7.7 quake in sea near Japan and few questions to plate tectonics

To days quake of 7.7 deep in sea ,near Japan ,have posed two questions
1) The quake was very deep 620Kms,ie in side mantle,ie below crust and upper mantle,
 How do we explain such a huge quake at such a depth?
 Can any body(who supports plate tectonics )can answer this?

2) There are two false quake anouncement in california (5+).The beauty of these quakes is ,it was announced by ,none other than USGS ,and later canceled as below

--This event has been deleted after review by a seismologist----

Can anybody explain how such things happen? that too with USGS?



Roger Hunter said...


Deep quakes happen when the subducting edge of the plate undergoes a phase change.

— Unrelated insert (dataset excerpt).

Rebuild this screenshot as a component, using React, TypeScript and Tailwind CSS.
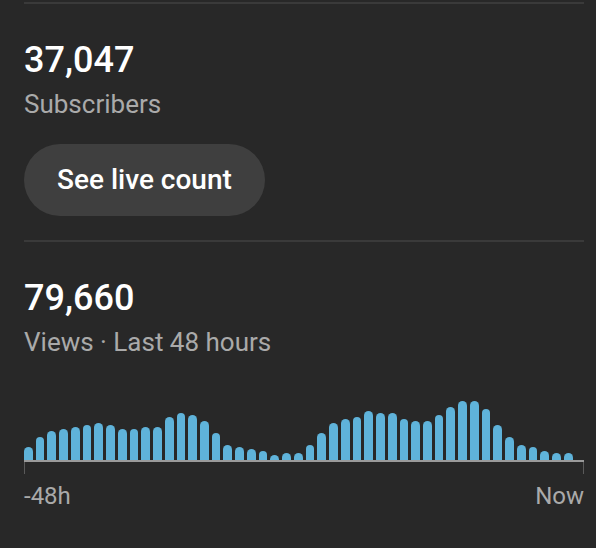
import React from 'react';

const viewsByHour: number[] = [
  13, 23, 29, 31, 33, 35, 37, 35, 31, 31, 33, 33,
  43, 47, 45, 39, 27, 15, 13, 11, 9, 5, 7, 7,
  15, 27, 37, 41, 43, 49, 47, 47, 41, 39, 39, 45,
  53, 59, 59, 51, 35, 23, 15, 13, 9, 7, 7, 0,
];

const App: React.FC = () => {
  return (
    <div
      className="w-full h-[548px] bg-[#282828] pl-6 pr-3 overflow-hidden"
      style={{ fontFamily: 'Roboto, "Liberation Sans", sans-serif' }}
    >
      {/* Subscribers */}
      <div className="mt-[2px] h-[2px] bg-[#3a3a3a]" />
      <div className="mt-[34px] text-[36px] leading-[44px] font-medium text-white">37,047</div>
      <div className="mt-[6px] text-[26px] leading-[32px] text-[#aaaaaa]">Subscribers</div>
      <button className="mt-6 h-[72px] px-[33px] rounded-full bg-[#3f3f3f] text-[28px] font-medium text-white">
        See live count
      </button>

      {/* Views */}
      <div className="mt-6 h-[2px] bg-[#3a3a3a]" />
      <div className="mt-[34px] text-[36px] leading-[44px] font-medium text-white">79,660</div>
      <div className="mt-[6px] text-[26px] leading-[32px] text-[#aaaaaa]">Views · Last 48 hours</div>

      {/* Chart */}
      <div className="mt-[42px] flex items-end gap-[3px] h-[60px]">
        {viewsByHour.map((h, i) => (
          <div
            key={i}
            className="flex-1 rounded-t-full bg-[#5fb3da]"
            style={{ height: h }}
          />
        ))}
      </div>
      <div className="h-[2px] bg-[#9a9a9a]" />
      <div className="flex justify-between">
        <div className="w-px h-3 bg-[#5a5a5a]" />
        <div className="w-px h-3 bg-[#5a5a5a]" />
      </div>
      <div className="mt-[8px] flex justify-between text-[24px] leading-[28px] text-[#aaaaaa]">
        <span>-48h</span>
        <span>Now</span>
      </div>
    </div>
  );
};

export default App;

The USGS publishes computer generated locations initially. These may be calculated by the computer software from later phases of a large quake or random noise in some cases.

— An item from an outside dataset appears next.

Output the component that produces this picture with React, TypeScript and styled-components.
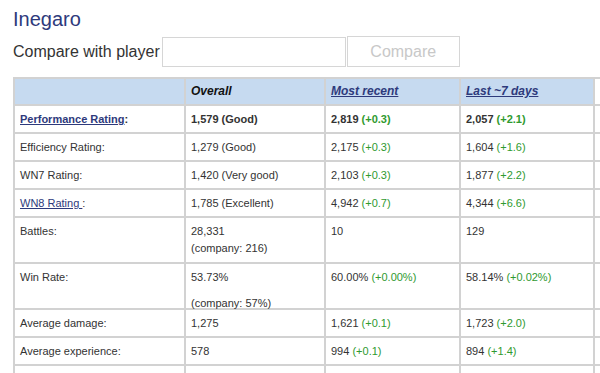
import React from 'react'
import styled, { createGlobalStyle } from 'styled-components'

const Global = createGlobalStyle`
  html, body {
    margin: 0;
    padding: 0;
    background: #fff;
    overflow: hidden;
  }
  body {
    font-family: "Liberation Sans", Arial, sans-serif;
    color: #333;
  }
`;

const Page = styled.div`
  padding: 8px 0 0 13px;
  width: 760px;
`;

const Name = styled.h1`
  margin: 0;
  font-size: 20px;
  line-height: 23px;
  font-weight: normal;
  color: #2e3a7c;
`;

const CompareRow = styled.form`
  display: flex;
  align-items: center;
  margin-top: 5px;
  height: 31px;
`;

const CompareLabel = styled.span`
  font-size: 16px;
  color: #333;
  margin-right: 2px;
`;

const PlayerInput = styled.input`
  box-sizing: border-box;
  width: 184px;
  height: 30px;
  border: 1px solid #d6d6d6;
  background: #fff;
  margin: 0;
  outline: none;
`;

const CompareButton = styled.button`
  box-sizing: border-box;
  width: 113px;
  height: 31px;
  margin: 0 0 0 1px;
  border: 1px solid #d6d6d6;
  background: #fff;
  color: #c8c8c8;
  font-family: "Liberation Sans", Arial, sans-serif;
  font-size: 16px;
  padding: 0;
`;

const Table = styled.table`
  margin-top: 10px;
  border-collapse: separate;
  border-spacing: 0;
  table-layout: fixed;
  border-top: 2px solid #d2d2d2;
  border-left: 2px solid #d2d2d2;
  font-size: 11px;
  line-height: 17px;
`;

const Col = styled.col<{ w: number }>`
  width: ${({ w }) => w}px;
`;

const Head = styled.th<{ blank?: boolean }>`
  box-sizing: border-box;
  height: 27px;
  padding: 4px 5px;
  text-align: left;
  vertical-align: top;
  background: ${({ blank }) => (blank ? '#fff' : '#c6daf0')};
  border-right: 2px solid #d2d2d2;
  border-bottom: 2px solid #d2d2d2;
  font-size: 12px;
  font-weight: bold;
  font-style: italic;
  color: #111;
`;

const Cell = styled.td<{ tall?: boolean; strong?: boolean }>`
  box-sizing: border-box;
  height: ${({ tall }) => (tall ? 46 : 28)}px;
  padding: 5px 5px 4px;
  vertical-align: top;
  border-right: 2px solid #d2d2d2;
  border-bottom: 2px solid #d2d2d2;
  font-weight: ${({ strong }) => (strong ? 'bold' : 'normal')};
  color: #333;
  white-space: nowrap;
`;

const Link = styled.a`
  color: #2e3a7c;
  text-decoration: underline;
  cursor: pointer;
`;

const Delta = styled.span`
  color: #2f9a2f;
`;

/* second line of a cell; a gap pushes it down without growing the row */
const Extra = styled.div<{ gap?: number }>`
  margin-top: ${({ gap }) => gap ?? 0}px;
  margin-bottom: ${({ gap }) => -(gap ?? 0)}px;
`;

type Val = { main: string; delta?: string; extra?: string; gap?: number };

type Row = {
  label: React.ReactNode;
  strong?: boolean;
  tall?: boolean;
  values: Val[];
};

const rows: Row[] = [
  {
    label: (
      <>
        <Link>Performance Rating</Link>:
      </>
    ),
    strong: true,
    values: [
      { main: '1,579 (Good)' },
      { main: '2,819', delta: '(+0.3)' },
      { main: '2,057', delta: '(+2.1)' },
    ],
  },
  {
    label: 'Efficiency Rating:',
    values: [
      { main: '1,279 (Good)' },
      { main: '2,175', delta: '(+0.3)' },
      { main: '1,604', delta: '(+1.6)' },
    ],
  },
  {
    label: 'WN7 Rating:',
    values: [
      { main: '1,420 (Very good)' },
      { main: '2,103', delta: '(+0.3)' },
      { main: '1,877', delta: '(+2.2)' },
    ],
  },
  {
    label: (
      <>
        <Link>WN8 Rating </Link>:
      </>
    ),
    values: [
      { main: '1,785 (Excellent)' },
      { main: '4,942', delta: '(+0.7)' },
      { main: '4,344', delta: '(+6.6)' },
    ],
  },
  {
    label: 'Battles:',
    tall: true,
    values: [
      { main: '28,331', extra: '(company: 216)' },
      { main: '10' },
      { main: '129' },
    ],
  },
  {
    label: 'Win Rate:',
    tall: true,
    values: [
      { main: '53.73%', extra: '(company: 57%)', gap: 9 },
      { main: '60.00%', delta: '(+0.00%)' },
      { main: '58.14%', delta: '(+0.02%)' },
    ],
  },
  {
    label: 'Average damage:',
    values: [
      { main: '1,275' },
      { main: '1,621', delta: '(+0.1)' },
      { main: '1,723', delta: '(+2.0)' },
    ],
  },
  {
    label: 'Average experience:',
    values: [
      { main: '578' },
      { main: '994', delta: '(+0.1)' },
      { main: '894', delta: '(+1.4)' },
    ],
  },
  {
    label: '',
    values: [{ main: '' }, { main: '' }, { main: '' }],
  },
];

const App = () => {
  return (
    <Page>
      <Global />
      <Name>Inegaro</Name>
      <CompareRow onSubmit={(e) => e.preventDefault()}>
        <CompareLabel>Compare with player</CompareLabel>
        <PlayerInput type="text" />
        <CompareButton type="submit" disabled>
          Compare
        </CompareButton>
      </CompareRow>
      <Table>
        <colgroup>
          <Col w={171} />
          <Col w={140} />
          <Col w={135} />
          <Col w={134} />
          <Col w={140} />
        </colgroup>
        <thead>
          <tr>
            <Head></Head>
            <Head>Overall</Head>
            <Head>
              <Link>Most recent</Link>
            </Head>
            <Head>
              <Link>Last ~7 days</Link>
            </Head>
            <Head blank></Head>
          </tr>
        </thead>
        <tbody>
          {rows.map((row, i) => (
            <tr key={i}>
              <Cell strong={row.strong} tall={row.tall}>
                {row.label}
              </Cell>
              {row.values.map((v, j) => (
                <Cell key={j} strong={row.strong} tall={row.tall}>
                  {v.main}
                  {v.delta && (
                    <>
                      {' '}
                      <Delta>{v.delta}</Delta>
                    </>
                  )}
                  {v.extra && <Extra gap={v.gap}>{v.extra}</Extra>}
                </Cell>
              ))}
              <Cell tall={row.tall}></Cell>
            </tr>
          ))}
        </tbody>
      </Table>
    </Page>
  )
}

export default App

It takes a human to straighten things out when that happens.


AMIT said...

By phase change ,if we mean,plates changing dtate from solid to liquid,such huge quake may not be possible.besides phase chage is a slow process and may not induce jeeks to this extent

How far we can trust a software which gives false indications.several times the issue of anomaly in magnitude(by usgs and local seismologydept) have arised.

Roger Hunter said...


No, the phase change is from one type of rock to another. Google it or look on the NEIC website.

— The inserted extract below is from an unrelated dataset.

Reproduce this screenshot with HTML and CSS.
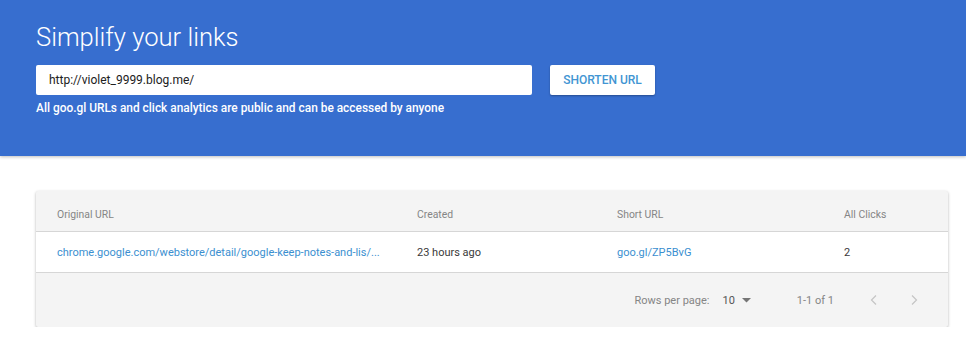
FILE: index.html
```html
<!DOCTYPE html>
<html lang="en">
<head>
<meta charset="UTF-8">
<meta name="viewport" content="width=device-width, initial-scale=1.0">
<title>goo.gl URL Shortener</title>
<link rel="stylesheet" href="styles.css">
</head>
<body>

<div class="hero">
    <h1>Simplify your links</h1>
    <div class="shorten-row">
        <div class="url-input">http://violet_9999.blog.me/</div>
        <button class="shorten-btn">SHORTEN URL</button>
    </div>
    <p class="notice">All goo.gl URLs and click analytics are public and can be accessed by anyone</p>
</div>

<div class="content">
    <div class="table-card">
        <div class="row head">
            <div class="col-orig">Original URL</div>
            <div class="col-created">Created</div>
            <div class="col-short">Short URL</div>
            <div class="col-clicks">All Clicks</div>
        </div>
        <div class="row body">
            <div class="col-orig link">chrome.google.com/webstore/detail/google-keep-notes-and-lis/...</div>
            <div class="col-created">23 hours ago</div>
            <div class="col-short link">goo.gl/ZP5BvG</div>
            <div class="col-clicks">2</div>
        </div>
        <div class="footer">
            <span class="rows-label">Rows per page:</span>
            <span class="rows-select">10
                <svg width="9" height="5" viewBox="0 0 9 5"><path d="M0 0h9L4.5 4.5z" fill="#757575"/></svg>
            </span>
            <span class="range">1-1 of 1</span>
            <span class="pager">
                <svg width="8" height="12" viewBox="0 0 8 12"><path d="M6 1.5L1.5 6 6 10.5" fill="none" stroke="#c4c4c4" stroke-width="1.2"/></svg>
                <svg width="8" height="12" viewBox="0 0 8 12"><path d="M2 1.5L6.5 6 2 10.5" fill="none" stroke="#c4c4c4" stroke-width="1.2"/></svg>
            </span>
        </div>
    </div>
</div>

</body>
</html>
```

FILE: styles.css
```css
body {
    font-family: Roboto, Arial, sans-serif;
    margin: 0;
    padding: 0;
    background-color: #fff;
    color: #3a3a3a;
}
.hero {
    background-color: #376ecf;
    color: #fff;
    padding: 22px 36px 40px;
    height: 94px;
    box-shadow: 0 1px 3px rgba(0, 0, 0, 0.25);
}
.hero h1 {
    margin: 0;
    font-size: 25.6px;
    font-weight: 300;
    line-height: 30px;
}
.shorten-row {
    display: flex;
    gap: 18px;
    margin-top: 13px;
}
.url-input {
    width: 496px;
    height: 30px;
    box-sizing: border-box;
    background-color: #fff;
    color: #212121;
    font-size: 12px;
    line-height: 30px;
    padding-left: 13px;
    border-radius: 2px;
}
.shorten-btn {
    width: 105px;
    height: 30px;
    border: none;
    border-radius: 2px;
    background-color: #fff;
    color: #4295d3;
    font-family: Roboto, Arial, sans-serif;
    font-weight: 500;
    font-size: 12px;
    box-shadow: 0 1px 2px rgba(0, 0, 0, 0.3);
    padding: 0;
}
.notice {
    margin: 6px 0 0;
    font-size: 11.9px;
    font-weight: 500;
    line-height: 14px;
}
.content {
    padding: 35px 18px 0 36px;
}
.table-card {
    background-color: #f4f4f4;
    box-shadow: 0 1px 3px rgba(0, 0, 0, 0.3);
    border-radius: 2px;
}
.row {
    display: flex;
    align-items: center;
    padding-left: 21px;
    font-size: 11px;
}
.row.head {
    height: 41px;
    box-sizing: border-box;
    padding-top: 7px;
    color: #858585;
    font-size: 10.4px;
    border-bottom: 1px solid #d6d6d6;
}
.row.body {
    height: 40px;
    background-color: #fff;
    border-bottom: 1px solid #d6d6d6;
}
.col-orig { width: 360px; }
.col-created { width: 200px; }
.col-short { width: 227px; }
.col-clicks { flex: 1; }
.link { color: #3b8fd0; }
.footer {
    height: 54px;
    display: flex;
    align-items: center;
    justify-content: flex-end;
    font-size: 11px;
    color: #858585;
    padding-right: 30px;
}
.rows-select {
    margin-left: 13px;
    display: flex;
    align-items: center;
    gap: 7px;
    color: #555;
}
.range {
    margin-left: 46px;
}
.pager {
    display: flex;
    gap: 32px;
    margin-left: 36px;
}
```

We don't trust it very far, that's why it's reviewed. Mag is a different question. It relates more to the amount of data available.


Jazzman said...

Hi Amit

Deep quakes make up 20% of all quakes.

Deep quakes are formed when the lithospheric plates are pushed down, into the mantle, they become slabs.

These slabs then proceed downwards, sometimes meeting cooler harder mantle, rubbing which then cause deeper quakes...
Continuing downwards, the slabs reach the depth of 160km, we then see changes in the minerals, resulting in water... this water build takes up more room than is available.

As the slab goes deeper, it goes through many changes, temperature and water plays big parts in this change, along with many unknowns.

Shallow quakes need cold, brittle rocks storing up elastic strain along the fault, held in check by friction, until the strain lets loose in a violent rupture.

As for your other question, iv seen quite a few quakes called, then suddenly vanish... mainly Washington.



AMIT said...

The whole idea is confusing.following points not clear
1)how the desity of crust increases as it goes down,may be cacluim changng to aother ,harder form?Waht about other elements?Do those elemnt melts?;eaving a thin crust decending?
2)How can we find cooler mantle as we go down
3) what exacly happens ,as the rock goes down.
4) Do phase change and water vapour produce ,so much energy?
5) Any one have calculated the energy requared to produced.recent 7.7 quake?and do we get this energy from water vapour and phase change?

How many grey areas are thare?Seems ,no one have correct picture

Jazzman said...

Hi Amit

Minerals in the slab begin to change under pressure. Metamorphosed basalt and gabbro changes to the blueschist mineral suite, then into eclogite . Water is released and the rocks become more compact and grow more brittle.
serpentine minerals change to olivine and enstatite plus water. 160 km depth.

at roughly 410 km, olivine begins to change to a different crystal form identical to that of the mineral spinel... phase change ... Olivine-spinel changes again to a perovskite form at around 650 km.

410km-650km... the mantle's transition zone.)

Enstatite-to-ilmenite and garnet-to-perovskite at depths below 500 km.... and so on.

You mention the power... What needs to be remembered is that deep quakes have one-tenth as many aftershocks as shallow quakes do, they move most their energy in one motion.... the pressure must be tremendous.

once there is enough lubricant between two surfaces, you will get the movement, its a process over many years.

Melting points rise with pressure, different elements have there own melting points, magnesia-rich spinel is stable at very high temperature (melting point 2135°C [3875°F])

Ilmenite and perovskite higher still.

In the mantle, temperatures range between 500 to 900 °C (932 to 1,652 °F) at the upper boundary with the crust; to over 4,000 °C (7,230 °F) at the boundary with the core.

For me personally, magnetics has a large part to play.